The internationally active organizations—SGS (Société Générale de Surveillance), Bureau Veritas, Intertek, and CCIC (China Certification and Inspection Group)—maintain their own laboratory networks and standardized operating procedures. Their certificates are accepted by banks under letters of credit, referenced in GAFTA and FOSFA arbitration, and recognized by national customs authorities in most major trading countries. ISO 17025 accreditation, issued by a nationally recognized accreditation body, provides independent verification that a laboratory meets minimum competence standards for the specific tests it performs.

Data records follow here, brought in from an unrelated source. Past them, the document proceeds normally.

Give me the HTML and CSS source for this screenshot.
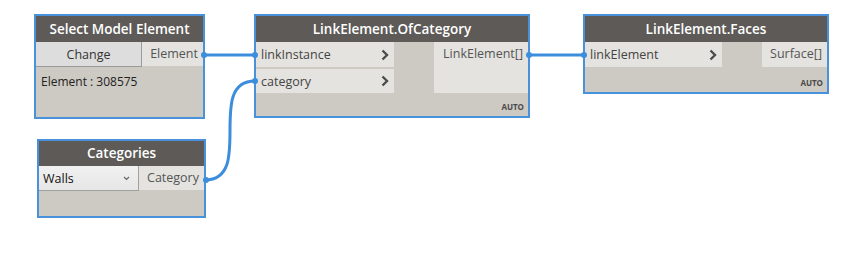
FILE: index.html
```html
<!DOCTYPE html>
<html lang="en">
<head>
  <meta charset="UTF-8">
  <title>Graph</title>
  <link rel="stylesheet" href="styles.css">
</head>
<body>
  <div class="canvas">
    <svg class="wires" width="864" height="258" viewBox="0 0 864 258">
      <path d="M204 55 L255 55" />
      <path d="M529 55 L584 55" />
      <path d="M205 180 C255 180 205 81 255 81" />
      <circle cx="204" cy="55" r="3" />
      <circle cx="255" cy="55" r="3" />
      <circle cx="255" cy="81" r="3" />
      <circle cx="206" cy="180" r="3" />
      <circle cx="529" cy="55" r="3" />
      <circle cx="584" cy="55" r="3" />
    </svg>

    <!-- Select Model Element -->
    <div class="node node-select">
      <div class="node-head">Select Model Element</div>
      <div class="node-body">
        <div class="row">
          <button class="btn-change">Change</button>
          <div class="port-out">Element</div>
        </div>
        <div class="node-value">Element : 308575</div>
      </div>
    </div>

    <!-- LinkElement.OfCategory -->
    <div class="node node-ofcat">
      <div class="node-head">LinkElement.OfCategory</div>
      <div class="node-body">
        <div class="ports">
          <div class="inputs">
            <div class="port-in"><span>linkInstance</span><svg class="chev" width="8" height="12" viewBox="0 0 8 12"><path d="M1.5 1.5 L6 6 L1.5 10.5" /></svg></div>
            <div class="port-in"><span>category</span><svg class="chev" width="8" height="12" viewBox="0 0 8 12"><path d="M1.5 1.5 L6 6 L1.5 10.5" /></svg></div>
          </div>
          <div class="outputs">
            <div class="port-out">LinkElement[]</div>
          </div>
        </div>
        <div class="lacing">AUTO</div>
      </div>
    </div>

    <!-- LinkElement.Faces -->
    <div class="node node-faces">
      <div class="node-head">LinkElement.Faces</div>
      <div class="node-body">
        <div class="ports">
          <div class="inputs">
            <div class="port-in"><span>linkElement</span><svg class="chev" width="8" height="12" viewBox="0 0 8 12"><path d="M1.5 1.5 L6 6 L1.5 10.5" /></svg></div>
          </div>
          <div class="outputs">
            <div class="port-out">Surface[]</div>
          </div>
        </div>
        <div class="lacing">AUTO</div>
      </div>
    </div>

    <!-- Categories -->
    <div class="node node-cats">
      <div class="node-head">Categories</div>
      <div class="node-body">
        <div class="row">
          <div class="dropdown"><span>Walls</span><svg class="caret" width="7" height="5" viewBox="0 0 7 5"><path d="M1 1 L3.5 3.5 L6 1" /></svg></div>
          <div class="port-out">Category</div>
        </div>
      </div>
    </div>
  </div>
</body>
</html>
```

FILE: styles.css
```css
body {
  margin: 0;
  padding: 0;
  background-color: #fff;
  font-family: 'Open Sans', 'Noto Sans', sans-serif;
}

.canvas {
  position: relative;
  width: 864px;
  height: 258px;
  overflow: hidden;
}

.wires {
  position: absolute;
  left: 0;
  top: 0;
  z-index: 2;
}

.wires path {
  fill: none;
  stroke: #3c8ddb;
  stroke-width: 3;
}

.wires circle {
  fill: #3c8ddb;
}

.node {
  position: absolute;
  box-sizing: border-box;
  border: 2px solid #4a91dc;
  background-color: #cdc9c3;
  display: flex;
  flex-direction: column;
}

.node-select {
  left: 34px;
  top: 14px;
  width: 171px;
  height: 105px;
}

.node-ofcat {
  left: 254px;
  top: 14px;
  width: 276px;
  height: 104px;
}

.node-faces {
  left: 583px;
  top: 14px;
  width: 246px;
  height: 80px;
}

.node-cats {
  left: 37px;
  top: 139px;
  width: 169px;
  height: 79px;
}

.node-head {
  height: 26px;
  line-height: 26px;
  background-color: #5d5a57;
  color: #fff;
  font-size: 13.5px;
  font-weight: 600;
  text-align: center;
  white-space: nowrap;
}

.node-cats .node-head {
  height: 25px;
  line-height: 25px;
}

.node-body {
  flex: 1;
  position: relative;
  font-size: 12.5px;
  color: #3a3a3a;
}

.row {
  display: flex;
  height: 25px;
}

.btn-change {
  box-sizing: border-box;
  width: 106px;
  height: 25px;
  margin: 0;
  padding: 0;
  border: 1px solid #9a9a9a;
  border-left: none;
  border-top: none;
  background-color: #dddddd;
  font-family: inherit;
  font-size: 12.5px;
  color: #333;
}

.port-out {
  flex: 1;
  height: 24px;
  line-height: 24px;
  padding: 0 5px;
  text-align: right;
  background-color: #e4e3df;
  color: #555;
  white-space: nowrap;
}

.node-value {
  padding: 6px 5px;
  font-size: 12px;
  color: #222;
}

.ports {
  display: flex;
  justify-content: space-between;
}

.inputs {
  display: flex;
  flex-direction: column;
  gap: 2px;
  width: 138px;
}

.node-faces .inputs {
  width: 137px;
}

.port-in {
  display: flex;
  align-items: center;
  justify-content: space-between;
  height: 24px;
  padding: 0 5px 0 5px;
  background-color: #e4e3df;
  color: #444;
}

.port-in:first-child {
  height: 25px;
}

.chev path {
  fill: none;
  stroke: #4d4d4d;
  stroke-width: 2.4;
}

.outputs {
  display: flex;
  flex-direction: column;
}

.node-ofcat .outputs {
  width: 94px;
}

.node-faces .outputs {
  width: 65px;
}

.lacing {
  position: absolute;
  right: 4px;
  bottom: 4px;
  font-size: 8px;
  font-weight: 700;
  color: #4a4a4a;
}

.dropdown {
  box-sizing: border-box;
  display: flex;
  justify-content: space-between;
  align-items: center;
  width: 100px;
  height: 25px;
  padding: 0 8px 0 4px;
  border: 1px solid #a0a0a0;
  border-left: none;
  border-top: none;
  background: linear-gradient(#f1f1f1, #e6e6e6);
  color: #111;
}

.caret path {
  fill: none;
  stroke: #666;
  stroke-width: 1.2;
}
```
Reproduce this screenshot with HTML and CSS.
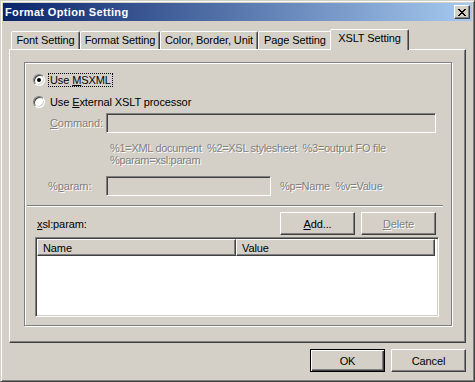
FILE: index.html
```html
<!DOCTYPE html>
<html>
<head>
<meta charset="utf-8">
<title>Format Option Setting</title>
<link rel="stylesheet" href="styles.css">
</head>
<body>
<div class="window">
  <div class="titlebar">
    <span class="title">Format Option Setting</span>
    <div class="close">
      <svg width="8" height="7" viewBox="0 0 8 7" shape-rendering="crispEdges"><path fill="#000" d="M0 0h2v1H0zM6 0h2v1H6zM1 1h2v1H1zM5 1h2v1H5zM2 2h4v1H2zM3 3h2v1H3zM2 4h4v1H2zM1 5h2v1H1zM5 5h2v1H5zM0 6h2v1H0zM6 6h2v1H6z"/></svg>
    </div>
  </div>
  <div class="content">
    <div class="tabs">
      <div class="tab tab-font">Font Setting</div>
      <div class="tab tab-format">Format Setting</div>
      <div class="tab tab-color">Color, Border, Unit</div>
      <div class="tab tab-page">Page Setting</div>
      <div class="tab tab-xslt selected">XSLT Setting</div>
    </div>
    <div class="panel">
      <div class="group">
        <div class="opt-row opt-first">
          <span class="radio"><span class="dot"></span></span>
          <span class="opt-label focus">Use <u>M</u>SXML</span>
        </div>
        <div class="opt-row opt-second">
          <span class="radio"></span>
          <span class="opt-label">Use <u>E</u>xternal XSLT processor</span>
        </div>
        <div class="field-row cmd-row">
          <span class="field-label disabled cmd-label"><u>C</u>ommand:</span>
          <span class="field cmd-field"></span>
        </div>
        <div class="hint disabled">%1=XML document  %2=XSL stylesheet  %3=output FO file
%param=xsl:param</div>
        <div class="field-row param-row">
          <span class="field-label disabled param-label">%<u>p</u>aram:</span>
          <span class="field param-field"></span>
          <span class="param-hint disabled">%p=Name  %v=Value</span>
        </div>
        <div class="separator"></div>
        <div class="btn-row">
          <span class="list-label"><u>x</u>sl:param:</span>
          <div class="btn"><span><u>A</u>dd...</span></div>
          <div class="btn disabled"><span><u>D</u>elete</span></div>
        </div>
        <div class="list">
          <div class="list-header">
            <div class="hcell hcell-name">Name</div>
            <div class="hcell hcell-value">Value</div>
          </div>
        </div>
      </div>
    </div>
    <div class="footer">
      <div class="btn default">OK</div>
      <div class="btn">Cancel</div>
    </div>
  </div>
</div>
</body>
</html>
```
FILE: styles.css
```css
* { box-sizing: border-box; }
html, body { margin: 0; padding: 0; }
body {
  font-family: "Liberation Sans", Arial, sans-serif;
  font-size: 11px;
  letter-spacing: -0.1px;
  color: #000;
  background: #D4D0C8;
}
u { text-decoration: underline; text-underline-offset: 1px; }

.window {
  width: 475px;
  height: 382px;
  background: #D4D0C8;
  border: 1px solid;
  border-color: #D4D0C8 #404040 #404040 #D4D0C8;
  box-shadow: inset 1px 1px #fff, inset -1px -1px #808080;
  padding: 2px;
}

.titlebar {
  height: 18px;
  background: linear-gradient(to right, #0A246A, #A6CAF0);
  display: flex;
  align-items: center;
  justify-content: space-between;
  padding: 0 2px 0 2px;
}
.title {
  color: #fff;
  font-weight: bold;
  font-size: 11px;
  letter-spacing: 0.35px;
  line-height: 14px;
}
.close {
  width: 16px;
  height: 14px;
  background: #D4D0C8;
  border: 1px solid;
  border-color: #fff #404040 #404040 #fff;
  box-shadow: inset -1px -1px #808080;
  display: flex;
  align-items: center;
  justify-content: center;
}
.close svg { display: block; }

.content { padding: 0 6px; }

.tabs {
  display: flex;
  align-items: flex-end;
  height: 20px;
  margin-top: 8px;
  padding-left: 2px;
}
.tab {
  height: 18px;
  border: 1px solid;
  border-bottom: none;
  border-color: #fff #404040 transparent #fff;
  box-shadow: inset -1px 0 #808080;
  border-radius: 2px 2px 0 0;
  display: flex;
  align-items: center;
  justify-content: center;
  white-space: nowrap;
  background: #D4D0C8;
  line-height: 13px;
}
.tab-font { width: 69px; }
.tab-format { width: 80px; }
.tab-color { width: 98px; }
.tab-page { width: 74px; }
.tab-xslt { width: 79px; }
.tab.selected {
  height: 21px;
  margin-left: -2px;
  margin-bottom: -1px;
  padding-bottom: 3px;
  position: relative;
  z-index: 1;
}

.panel {
  height: 294px;
  border: 1px solid;
  border-color: #fff #404040 #404040 #fff;
  box-shadow: inset -1px -1px #808080;
  padding: 12px 0 0 14px;
}

.group {
  width: 428px;
  height: 264px;
  border: 1px solid #808080;
  box-shadow: inset 1px 1px #fff, 1px 1px #fff;
}

.opt-row {
  display: flex;
  align-items: center;
  height: 16px;
  padding-left: 8px;
}
.opt-first { margin-top: 9px; }
.opt-second { margin-top: 6px; }
.radio {
  width: 12px;
  height: 12px;
  border-radius: 50%;
  border: 1px solid;
  border-color: #808080 #fff #fff #808080;
  box-shadow: inset 1px 1px #404040, inset -1px -1px #D4D0C8;
  background: #fff;
  display: flex;
  align-items: center;
  justify-content: center;
  flex: none;
}
.dot {
  width: 4px;
  height: 4px;
  border-radius: 50%;
  background: #000;
}
.opt-label {
  margin-left: 3px;
  border: 1px solid transparent;
  padding: 0 1px;
  line-height: 12px;
  white-space: nowrap;
}
.opt-label.focus { border: 1px dotted #000; }

.disabled {
  color: #808080;
  text-shadow: 1px 1px 0 #fff;
}

.field-row {
  display: flex;
  align-items: center;
  height: 20px;
}
.cmd-row { margin-top: 3px; padding-left: 25px; }
.cmd-label { width: 56px; }
.cmd-field { width: 330px; }
.param-row { margin-top: 10px; padding-left: 23px; }
.param-label { width: 58px; }
.param-field { width: 165px; }
.param-hint { margin-left: 9px; white-space: pre; letter-spacing: -0.25px; }
.field {
  height: 20px;
  border: 1px solid;
  border-color: #808080 #fff #fff #808080;
  box-shadow: inset 1px 1px #404040, inset -1px -1px #D4D0C8;
  background: #D4D0C8;
}

.hint {
  margin-top: 9px;
  padding-left: 85px;
  line-height: 12px;
  white-space: pre;
  letter-spacing: -0.3px;
}

.separator {
  margin-top: 9px;
  margin-left: 2px;
  width: 416px;
  height: 2px;
  border-top: 1px solid #808080;
  border-bottom: 1px solid #fff;
}

.btn-row {
  display: flex;
  align-items: center;
  gap: 6px;
  width: 411px;
  margin-top: 5px;
  padding-left: 12px;
}
.list-label { flex: 1; }

.btn {
  width: 75px;
  height: 23px;
  border: 1px solid;
  border-color: #fff #404040 #404040 #fff;
  box-shadow: inset -1px -1px #808080;
  background: #D4D0C8;
  display: flex;
  align-items: center;
  justify-content: center;
  flex: none;
}
.btn.default {
  border-color: #000;
  box-shadow: inset 1px 1px #fff, inset -1px -1px #404040, inset -2px -2px #808080;
}

.list {
  margin-top: 2px;
  margin-left: 10px;
  width: 404px;
  height: 80px;
  border: 1px solid;
  border-color: #808080 #fff #fff #808080;
  box-shadow: inset 1px 1px #404040, inset -1px -1px #D4D0C8;
  background: #fff;
  padding: 1px;
}
.list-header {
  display: flex;
  height: 17px;
}
.hcell {
  border: 1px solid;
  border-color: #fff #404040 #404040 #fff;
  box-shadow: inset -1px -1px #808080;
  background: #D4D0C8;
  padding-left: 5px;
  display: flex;
  align-items: center;
}
.hcell-name { width: 199px; }
.hcell-value { width: 199px; }

.footer {
  display: flex;
  justify-content: flex-end;
  gap: 6px;
  margin-top: 6px;
}
```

A local inspection company may be ISO 17025 accredited for some tests but not others, or may subcontract laboratory work to a facility it does not control. For buyers, the key question is: who draws the sample, who analyzes it, and what chain of custody exists between the two? If the same company that employs the inspector also runs the laboratory, internal quality control over results is easier to manage than when the sample is transferred to a third party under an informal arrangement.

Engineering competence matters for equipment inspection. A firm accredited to inspect grain has no relevant expertise for verifying a centrifugal pump against API 610 standards or checking pressure vessel fabrication against ASME codes. Buyers procuring industrial equipment should verify that the appointed inspector has documented experience with the specific equipment category and applicable design standards, not just general inspection credentials.

What to Specify in the Inspection Clause

The inspection clause should resolve five questions: who is authorized to inspect, what tests must be performed, which standards apply, how sampling is done, and which result is final.

Naming the agency by category—for example, a mutually agreed internationally recognized inspection agency—gives flexibility but introduces the risk that no agreement is reached before loading. Naming a specific agency or a short list of acceptable alternatives removes this ambiguity. Where the contract allows either party to appoint, buyers in unfamiliar markets should insist on joint inspection: both buyer's and seller's appointed inspectors present simultaneously, with split samples sent to separate laboratories.

The applicable standards determine how tests are conducted and what tolerance applies. For grain and oilseeds, GAFTA and FOSFA contract forms reference specific analytical methods. For coal, ISO 13909 governs sampling and ISO 17246 covers proximate analysis. For iron ore, ISO 3082 specifies the sampling procedure. Without a named standard, different laboratories using different methods will legitimately reach different results from the same sample—and neither result can be called wrong.

The sampling protocol should specify frequency (for example, one increment per every 100 tonnes loaded), sample mass, and composite preparation procedure. For conveyors, cross-belt or cross-cut mechanical samplers that intercept the full stream are more representative than manual grab sampling. Contracts that specify only representative sampling without further detail leave the method entirely to the inspector's discretion.

The clause must state whether loading port results are final for quality, quantity, or both. Under GAFTA 24, quality at loading is final by default. Buyers who want discharge port verification—to cover quality changes during transit or disputes about weight—must write that into the contract explicitly and specify which result governs payment in the event of a discrepancy.

When Cost Should Not Drive the Selection

Inspection fees are typically a small fraction of cargo value. In a standard soybean transaction, inspection for a 25,000-tonne cargo typically costs a few thousand dollars—well under one percent of the transaction value. Selecting a cheaper agency to reduce this cost introduces a risk that cannot be quantified in advance. If the certificate is challenged in arbitration or rejected under a letter of credit, the cost of replacing the cargo, settling the dispute, or losing the claim will be far greater.

The core test for any inspection agency is whether they can perform the required tests at the required location using the required methods, with their own qualified staff and an accredited laboratory, and whether their certificate can withstand challenge in arbitration or court. Agencies that meet these criteria consistently are worth the premium over local alternatives—not because they are larger organizations, but because their procedures and accreditation create a defensible evidentiary record.